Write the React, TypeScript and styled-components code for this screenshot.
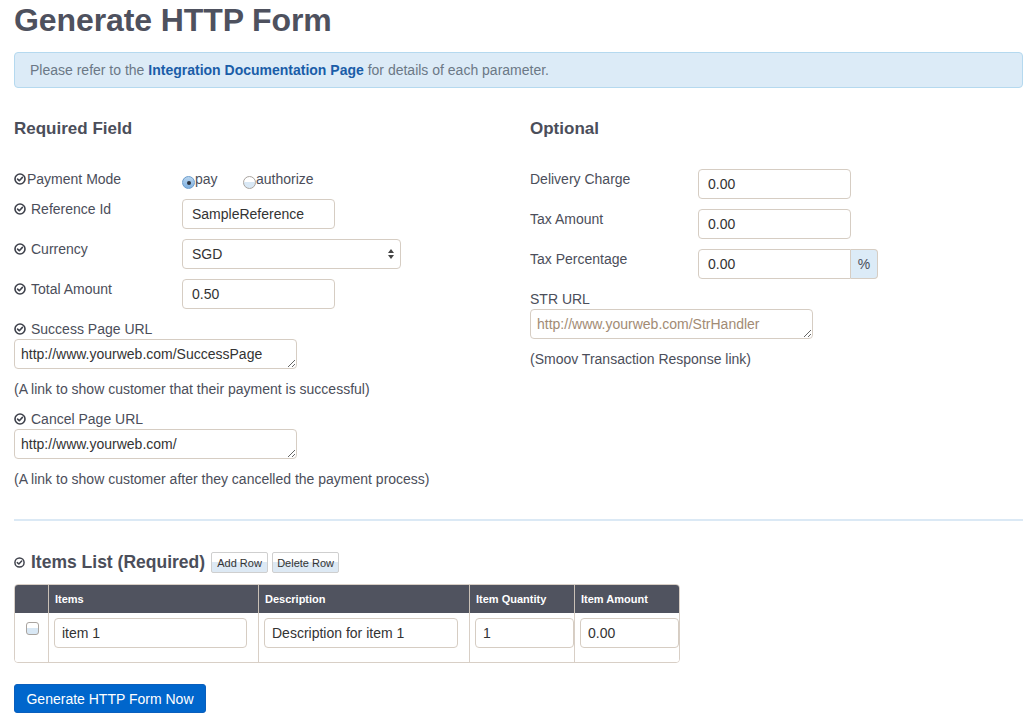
import React from "react";
import styled, { createGlobalStyle } from "styled-components";

const Global = createGlobalStyle`
  html, body { margin: 0; padding: 0; background: #fff; }
  body { font-family: "Liberation Sans", Arial, sans-serif; color: #4b4e5a; }
  * { box-sizing: border-box; }
`;

const Page = styled.div`
  padding: 3px 12px 0 14px;
`;

const Title = styled.h1`
  margin: 0;
  font-size: 32px;
  line-height: 35px;
  font-weight: 700;
  color: #4e515e;
  letter-spacing: -0.1px;
`;

const Alert = styled.div`
  margin-top: 14px;
  background: #dcebf7;
  border: 1px solid #b5d9ef;
  border-radius: 4px;
  padding: 7px 15px;
  font-size: 14px;
  line-height: 20px;
  color: #6b7886;
`;

const DocLink = styled.a`
  color: #1a5da8;
  font-weight: 700;
  text-decoration: none;
`;

const Columns = styled.div`
  display: grid;
  grid-template-columns: 516px 1fr;
  margin-top: 30px;
`;

const Column = styled.div`
  display: flex;
  flex-direction: column;
`;

const SectionHeading = styled.h3`
  margin: 1px 0 30px;
  font-size: 17px;
  line-height: 20px;
  font-weight: 700;
  color: #4b4e5a;
`;

const Row = styled.div<{ $tight?: boolean; $height?: number }>`
  display: flex;
  align-items: flex-start;
  margin-bottom: ${(p) => (p.$tight ? 0 : 10)}px;
  height: ${(p) => p.$height ?? 30}px;
`;

const Label = styled.div<{ $gap?: number }>`
  width: 168px;
  flex: none;
  display: flex;
  align-items: center;
  gap: ${(p) => p.$gap ?? 5}px;
  font-size: 14px;
  line-height: 20px;
  color: #4b4e5a;
`;

const StackLabel = styled(Label)`
  width: auto;
`;

const Help = styled.div`
  margin: 10px 0 10px;
  font-size: 14px;
  line-height: 20px;
  color: #4b4e5a;
`;

const Input = styled.input<{ $w: number }>`
  width: ${(p) => p.$w}px;
  height: 30px;
  border: 1px solid #d6cdc3;
  border-radius: 4px;
  padding: 0 9px;
  font-family: "Liberation Sans", Arial, sans-serif;
  font-size: 14px;
  color: #333;
  background: #fff;
  outline: none;
`;

const AddonGroup = styled.div`
  display: flex;
`;

const AddonInput = styled(Input)`
  border-radius: 4px 0 0 4px;
`;

const Addon = styled.span`
  width: 27px;
  height: 30px;
  display: flex;
  align-items: center;
  justify-content: center;
  background: #dcebf7;
  border: 1px solid #d6cdc3;
  border-left: none;
  border-radius: 0 4px 4px 0;
  font-size: 14px;
  color: #4b4e5a;
`;

const TextArea = styled.textarea`
  width: 283px;
  height: 30px;
  border: 1px solid #d6cdc3;
  border-radius: 4px;
  padding: 5px 6px;
  font-family: "Liberation Sans", Arial, sans-serif;
  font-size: 14px;
  line-height: 18px;
  color: #333;
  resize: both;
  overflow: hidden;
  display: block;
  outline: none;
  &::placeholder { color: #a28b74; }
`;

const SelectWrap = styled.div`
  position: relative;
  width: 219px;
  height: 30px;
`;

const Select = styled.select`
  appearance: none;
  -webkit-appearance: none;
  width: 100%;
  height: 30px;
  border: 1px solid #d6cdc3;
  border-radius: 4px;
  padding: 0 9px;
  font-family: "Liberation Sans", Arial, sans-serif;
  font-size: 14px;
  color: #333;
  background: #fff;
  outline: none;
`;

const SelectArrows = styled.svg`
  position: absolute;
  right: 6px;
  top: 9px;
  pointer-events: none;
`;

const RadioGroup = styled.div`
  display: flex;
  align-items: flex-start;
  font-size: 14px;
  line-height: 20px;
`;

const RadioOption = styled.label<{ $w?: number }>`
  display: flex;
  align-items: flex-start;
  width: ${(p) => (p.$w ? `${p.$w}px` : "auto")};
`;

const RadioDot = styled.span<{ $checked?: boolean }>`
  width: 13px;
  height: 13px;
  margin-top: 7px;
  border-radius: 50%;
  flex: none;
  position: relative;
  border: 1px solid ${(p) => (p.$checked ? "#6b9ccb" : "#a9a49f")};
  background: ${(p) =>
    p.$checked
      ? "linear-gradient(#b9d6f0, #7fb0e0)"
      : "linear-gradient(#fff 45%, #d9e8f5 45%)"};
  &::after {
    content: "";
    display: ${(p) => (p.$checked ? "block" : "none")};
    position: absolute;
    left: 3.5px;
    top: 3.5px;
    width: 4px;
    height: 4px;
    border-radius: 50%;
    background: #2d3440;
  }
`;

const Divider = styled.hr`
  border: none;
  border-top: 2px solid #dbe9f5;
  margin: 20px 0 0;
`;

const ItemsHeader = styled.div`
  margin-top: 31px;
  height: 21px;
  display: flex;
  align-items: center;
  gap: 4px;
`;

const ItemsTitle = styled.h3`
  margin: 0 2px 0 0;
  display: flex;
  align-items: center;
  gap: 6px;
  font-size: 17.5px;
  line-height: 21px;
  font-weight: 700;
  color: #4b4e5a;
`;

const SmallButton = styled.button<{ $w: number }>`
  width: ${(p) => p.$w}px;
  height: 21px;
  padding: 0;
  border: 1px solid #cfcfcf;
  border-radius: 2px;
  background: linear-gradient(#fff 50%, #dde9f4 50%);
  font-family: "Liberation Sans", Arial, sans-serif;
  font-size: 11px;
  color: #333;
`;

const Table = styled.div`
  margin-top: 11px;
  width: 666px;
  border: 1px solid #d8cfc6;
  border-radius: 4px;
  overflow: hidden;
`;

const TableRow = styled.div<{ $head?: boolean }>`
  display: grid;
  grid-template-columns: 33px 210px 211px 105px 1fr;
  height: ${(p) => (p.$head ? 28 : 49)}px;
  background: ${(p) => (p.$head ? "#50535f" : "#fff")};
`;

const HeadCell = styled.div<{ $first?: boolean }>`
  border-left: ${(p) => (p.$first ? "none" : "1px solid #c9c0b6")};
  padding: 0 6px;
  display: flex;
  align-items: center;
  font-size: 11px;
  font-weight: 700;
  color: #fff;
`;

const BodyCell = styled.div<{ $first?: boolean }>`
  border-left: ${(p) => (p.$first ? "none" : "1px solid #d8cfc6")};
  padding: 5px 5px 0;
  display: flex;
  align-items: flex-start;
  justify-content: ${(p) => (p.$first ? "center" : "flex-start")};
`;

const CheckBox = styled.span`
  width: 13px;
  height: 13px;
  margin-top: 4px;
  margin-left: 2px;
  border: 1px solid #a9a49f;
  border-radius: 3px;
  background: linear-gradient(#fff 45%, #d9e8f5 45%);
`;

const CellInput = styled(Input)`
  padding: 0 7px;
`;

const PrimaryButton = styled.button`
  margin-top: 21px;
  width: 192px;
  height: 29px;
  border: 1px solid #0a5fbd;
  border-radius: 3px;
  background: #0066cc;
  color: #fff;
  font-family: "Liberation Sans", Arial, sans-serif;
  font-size: 14px;
  padding: 0;
`;

const CheckIcon = ({ size = 12 }: { size?: number }) => (
  <svg width={size} height={size} viewBox="0 0 12 12" style={{ flex: "none" }}>
    <circle cx="6" cy="6" r="5" fill="none" stroke="#3e414b" strokeWidth="1.6" />
    <path d="M3.6 6.1 L5.3 7.7 L8.4 4.4" fill="none" stroke="#3e414b" strokeWidth="1.6" strokeLinecap="round" strokeLinejoin="round" />
  </svg>
);

export default function App() {
  return (
    <>
      <Global />
      <Page>
        <Title>Generate HTTP Form</Title>
        <Alert>
          Please refer to the <DocLink href="#">Integration Documentation Page</DocLink> for details of each parameter.
        </Alert>
        <Columns>
          <Column>
            <SectionHeading>Required Field</SectionHeading>
            <Row $tight>
              <Label $gap={1}>
                <CheckIcon />
                Payment Mode
              </Label>
              <RadioGroup>
                <RadioOption $w={61}>
                  <RadioDot $checked />
                  pay
                </RadioOption>
                <RadioOption>
                  <RadioDot />
                  authorize
                </RadioOption>
              </RadioGroup>
            </Row>
            <Row>
              <Label>
                <CheckIcon />
                Reference Id
              </Label>
              <Input $w={153} defaultValue="SampleReference" />
            </Row>
            <Row>
              <Label>
                <CheckIcon />
                Currency
              </Label>
              <SelectWrap>
                <Select defaultValue="SGD">
                  <option value="SGD">SGD</option>
                </Select>
                <SelectArrows width="8" height="12" viewBox="0 0 8 12">
                  <path d="M4 1 L7 5 L1 5 Z" fill="#444" />
                  <path d="M4 11 L7 7 L1 7 Z" fill="#444" />
                </SelectArrows>
              </SelectWrap>
            </Row>
            <Row>
              <Label>
                <CheckIcon />
                Total Amount
              </Label>
              <Input $w={153} defaultValue="0.50" />
            </Row>
            <StackLabel>
              <CheckIcon />
              Success Page URL
            </StackLabel>
            <TextArea defaultValue="http://www.yourweb.com/SuccessPage" />
            <Help>(A link to show customer that their payment is successful)</Help>
            <StackLabel>
              <CheckIcon />
              Cancel Page URL
            </StackLabel>
            <TextArea defaultValue="http://www.yourweb.com/" />
            <Help>(A link to show customer after they cancelled the payment process)</Help>
          </Column>
          <Column>
            <SectionHeading>Optional</SectionHeading>
            <Row>
              <Label>Delivery Charge</Label>
              <Input $w={153} defaultValue="0.00" />
            </Row>
            <Row>
              <Label>Tax Amount</Label>
              <Input $w={153} defaultValue="0.00" />
            </Row>
            <Row>
              <Label>Tax Percentage</Label>
              <AddonGroup>
                <AddonInput $w={153} defaultValue="0.00" />
                <Addon>%</Addon>
              </AddonGroup>
            </Row>
            <StackLabel>STR URL</StackLabel>
            <TextArea placeholder="http://www.yourweb.com/StrHandler" />
            <Help>(Smoov Transaction Response link)</Help>
          </Column>
        </Columns>
        <Divider />
        <ItemsHeader>
          <ItemsTitle>
            <CheckIcon size={11} />
            Items List (Required)
          </ItemsTitle>
          <SmallButton $w={57}>Add Row</SmallButton>
          <SmallButton $w={67}>Delete Row</SmallButton>
        </ItemsHeader>
        <Table>
          <TableRow $head>
            <HeadCell $first />
            <HeadCell>Items</HeadCell>
            <HeadCell>Description</HeadCell>
            <HeadCell>Item Quantity</HeadCell>
            <HeadCell>Item Amount</HeadCell>
          </TableRow>
          <TableRow>
            <BodyCell $first>
              <CheckBox />
            </BodyCell>
            <BodyCell>
              <CellInput $w={193} defaultValue="item 1" />
            </BodyCell>
            <BodyCell>
              <CellInput $w={194} defaultValue="Description for item 1" />
            </BodyCell>
            <BodyCell>
              <CellInput $w={99} defaultValue="1" />
            </BodyCell>
            <BodyCell>
              <CellInput $w={99} defaultValue="0.00" />
            </BodyCell>
          </TableRow>
        </Table>
        <PrimaryButton>Generate HTTP Form Now</PrimaryButton>
      </Page>
    </>
  );
}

==*==

To be done
From the listing, copy every line where the string "components" appears.

Output of the exercise
Write the React, TypeScript and styled-components code for this screenshot.
import styled, { createGlobalStyle } from "styled-components";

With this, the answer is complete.